More broadly, he believes that the "perfect storm" conditions of Y2K remediation, coupled with the dotcom bubble deflating (see "Dot Karma", right), prompted the entire IT sector to become far more mature. "And all the Y2K and dotcom issues meant that the technology IQ of the boardroom went up dramatically. Executives wanted more control [of IT] but were much, much more engaged. That was one of the biggest positives coming out of Y2K.
"It helped the relationship between the CEO and IT, and improved alignment. It was clearly an inflexion point for the maturation of the industry," McCarthy says.
At the apex of the inflexion was Maurice Newman, chair of the Year 2000 National Steering Committee and also chairman of the Australian Stock Exchange.

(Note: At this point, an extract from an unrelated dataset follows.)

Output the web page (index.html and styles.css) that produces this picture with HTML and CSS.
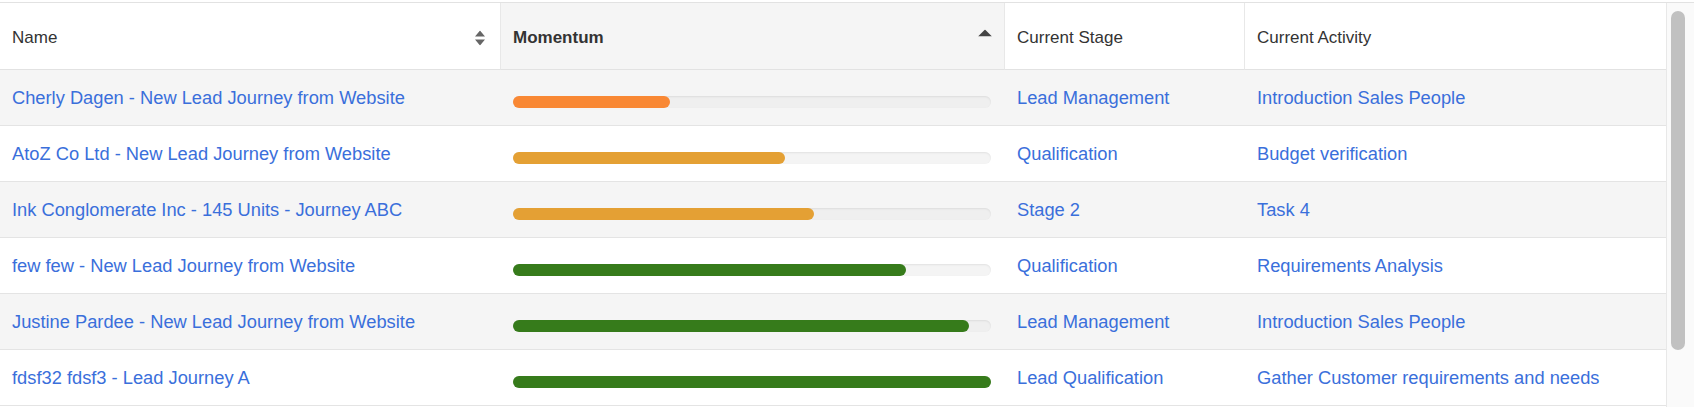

By 1998 the Y2K steering group had fleshed out a plan where all listed companies and government entities would have to publicly disclose their readiness for the dawn of 2000.
Still chairman of the Australian Stock Exchange and also chancellor of Macquarie University, Newman believes the approach taken was appropriate. "It's easy with the benefit of hindsight to take a more cavalier approach to the thing. But then, with respect, we did not have that luxury so we crossed every 't' and dotted every 'i'."
He believes that the rigorous approach taken stopped any potential cascade effect from taking hold. "I believe this approach let us avoid what could have been a very serious problem for the country," says Newman. Asked if the problems had been overhyped, Newman agrees that was a charge at the time. "There was an element of that based on the commercial opportunities [for vendors]."
However, he believes that the compliance effort demanded by Australia's approach was important. "One thing I did take away from this was that until people are presented with a crisis on their doorstep they are very slow to move. I believe there is a propensity to avoid problems and people do tend to wait until the last minute.
"Small business was very slow to move, perhaps because they didn't believe anything would happen," says Newman, who adds that he still would not have started the Y2K program earlier because it might have prompted companies to procrastinate. Having relatively short lead times meant companies had to get on and address the problems quickly.